A priest in white vestments at the door of the Temple announced the glad tidings (‘He has risen’); in Jesus’s sepulchre a man in long white robes announced, ‘He has risen, he is not here ... He goes before you unto Galilee.’

Not only did Marcos use the events of the Attis drama play more or less in the correct order but also he used it roughly as his timetable: ...


 

Loukas   | ch 30

Loukas 23.32f and 23.39ff concerned the two thieves (Zealots) crucified with Joses/Jesus. Loukas placed one on either side of Jesus and had one of them mock Jesus whilst the other chided his fellow thief and talked both of the Xristos's innocence and of justice, a favourite Hellenistic subject. Presumably, Loukas's good thief ascended to paradise whilst the other descended to she'ol/hell. Thus, one of the thieves would look up and the other down.

Loukas had converted Marcos's two Zealots who flanked the Xristos into an upward-looking Cautes and a downward-looking Cautopates.
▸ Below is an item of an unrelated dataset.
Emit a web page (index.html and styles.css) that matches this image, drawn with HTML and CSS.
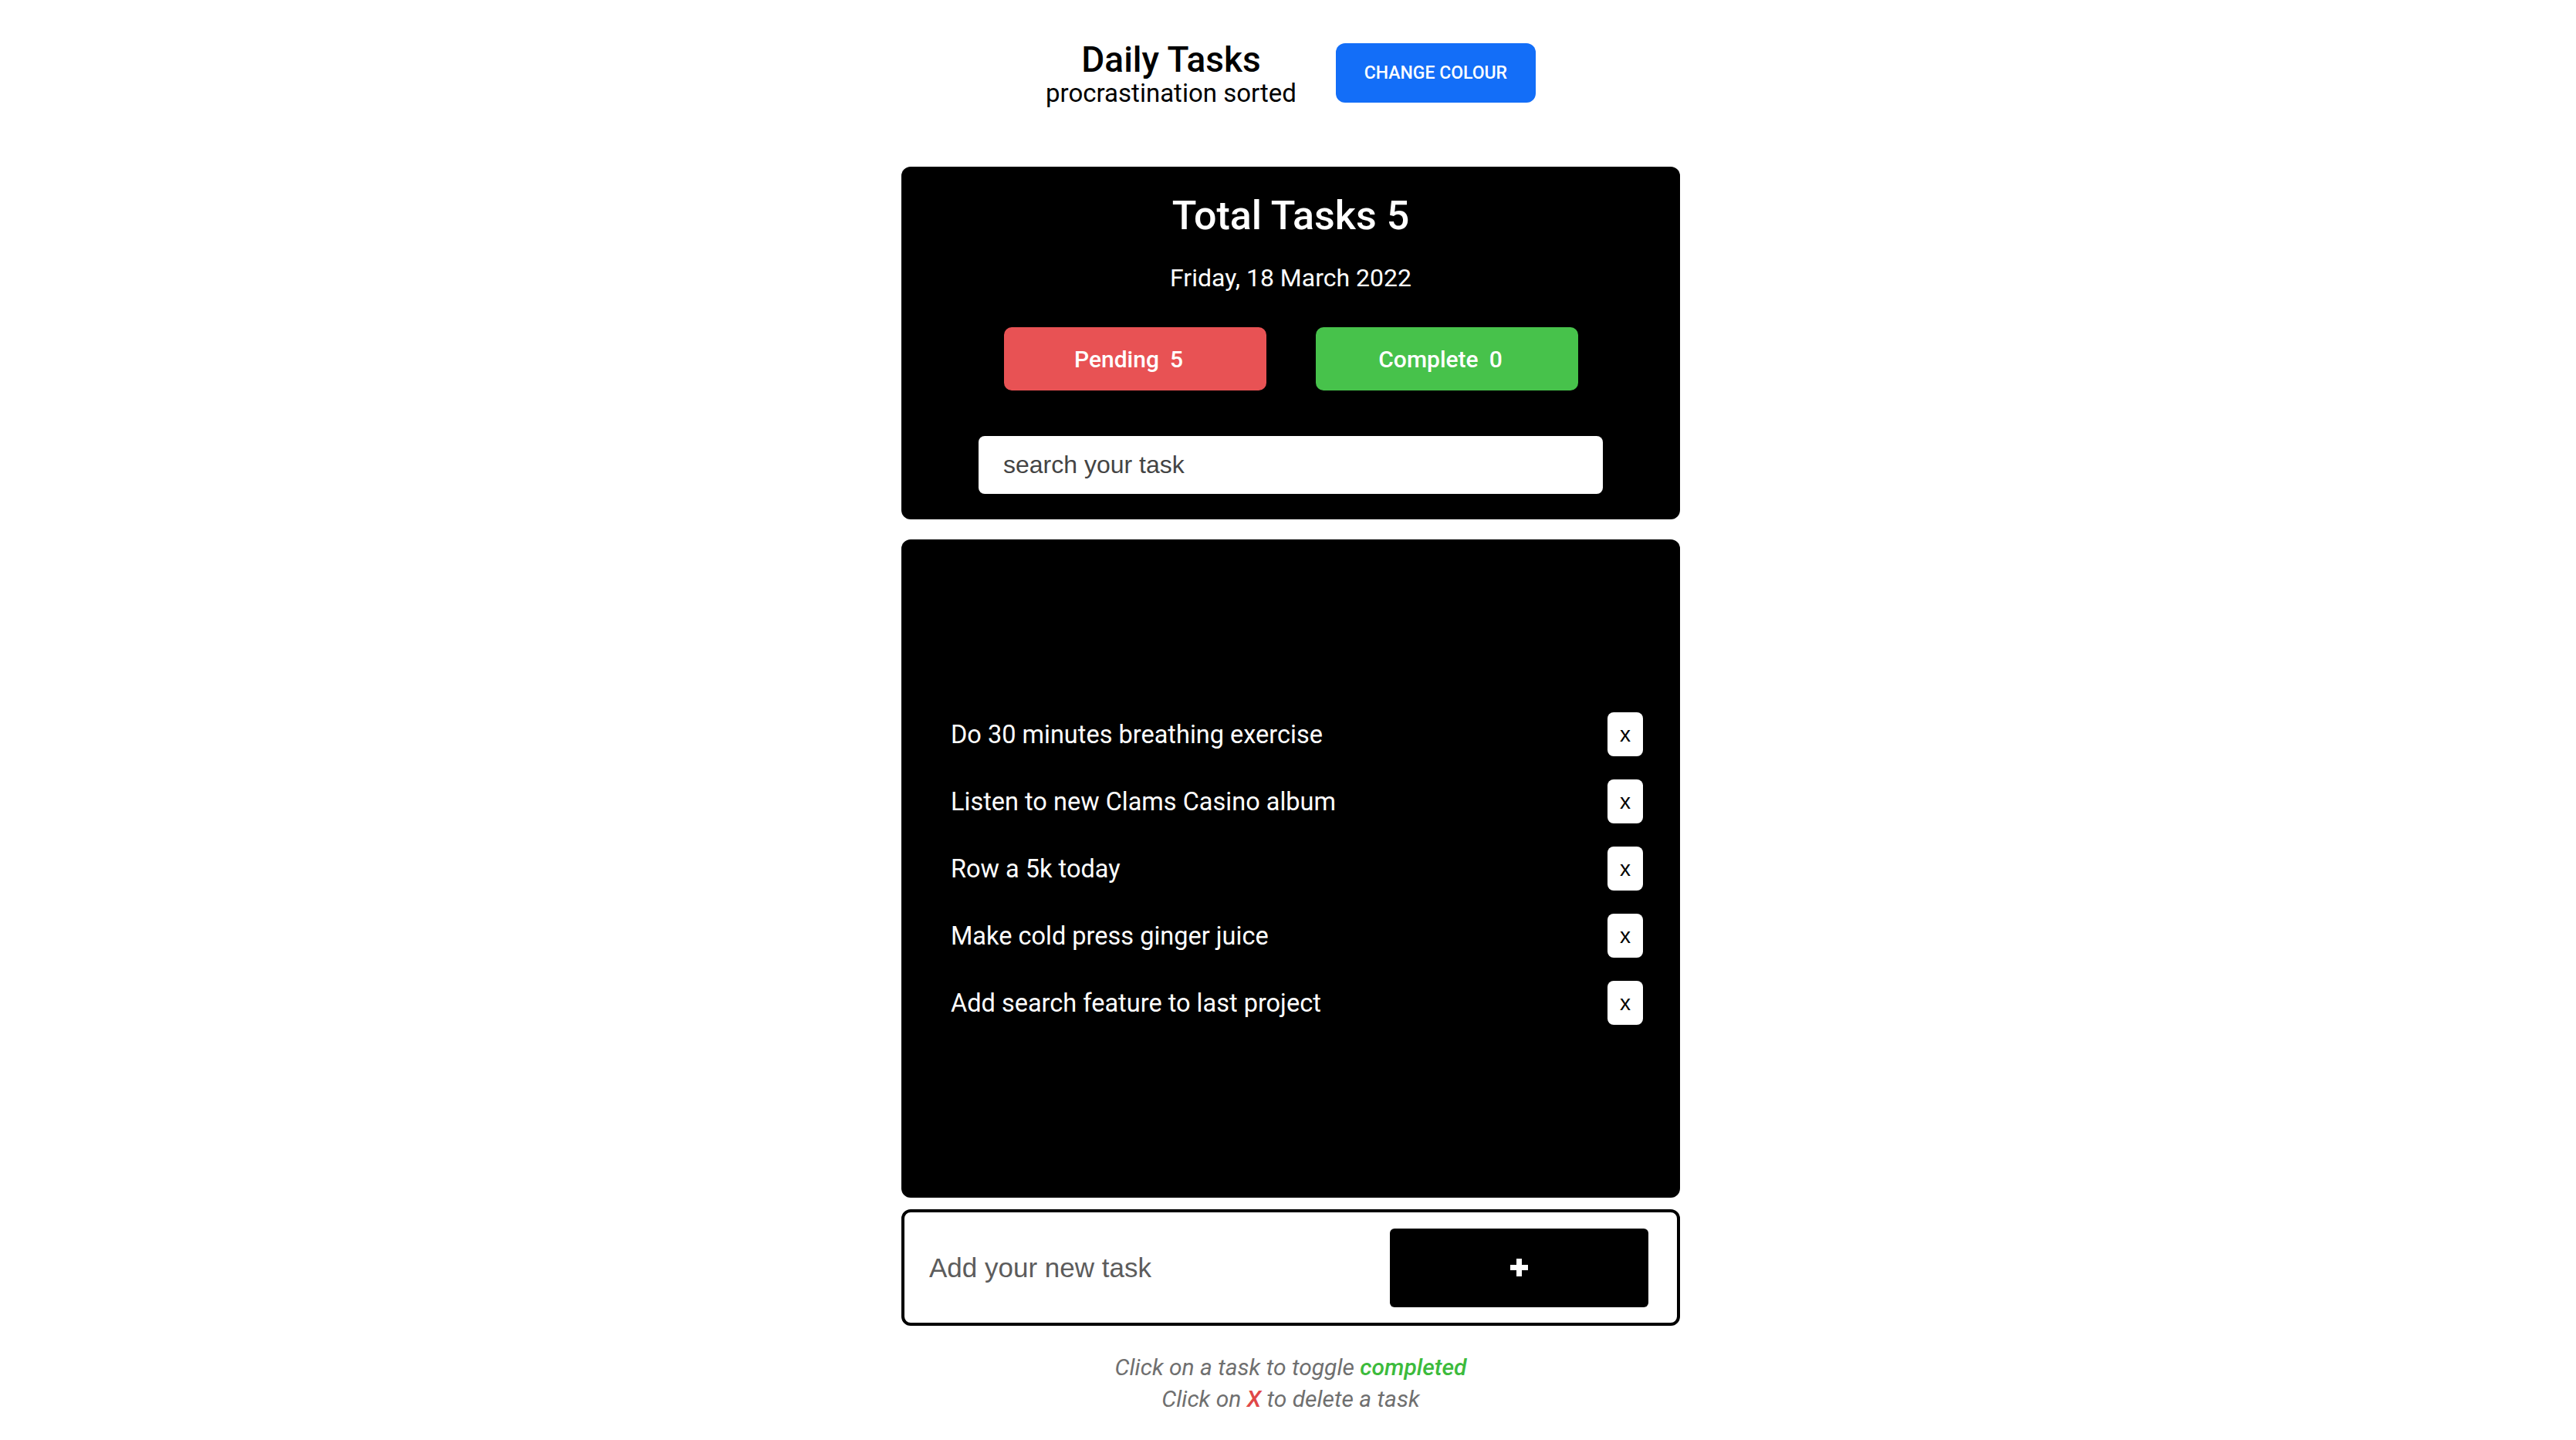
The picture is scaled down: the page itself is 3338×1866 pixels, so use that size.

Between them, Xristos remained as an allegory for the sacrifice of the Bull that shed of blood for the salvation of mankind. Loukas had completed the central symbol of Mithraism, the Tauroctonus.

At midday, a darkness came over the land for three hours and the sun darkened. Following the dark period, Loukas had his Xristos say, 23.46: ‘Father, into your hands I will commit my spirit.' – this statement is drawn from the litany of a Mystery religion in which only the spirit rose to rejoin the cosmic Father. In Hebraic belief, the body, which included the mind, would return from the dead, but the return was to this earth and not to the cosmos. This distinction is crucial. Loukas had again followed Mithraic myth where Mithras, who was wholly spiritual, rose to heaven whilst he left his animal Bull body on earth.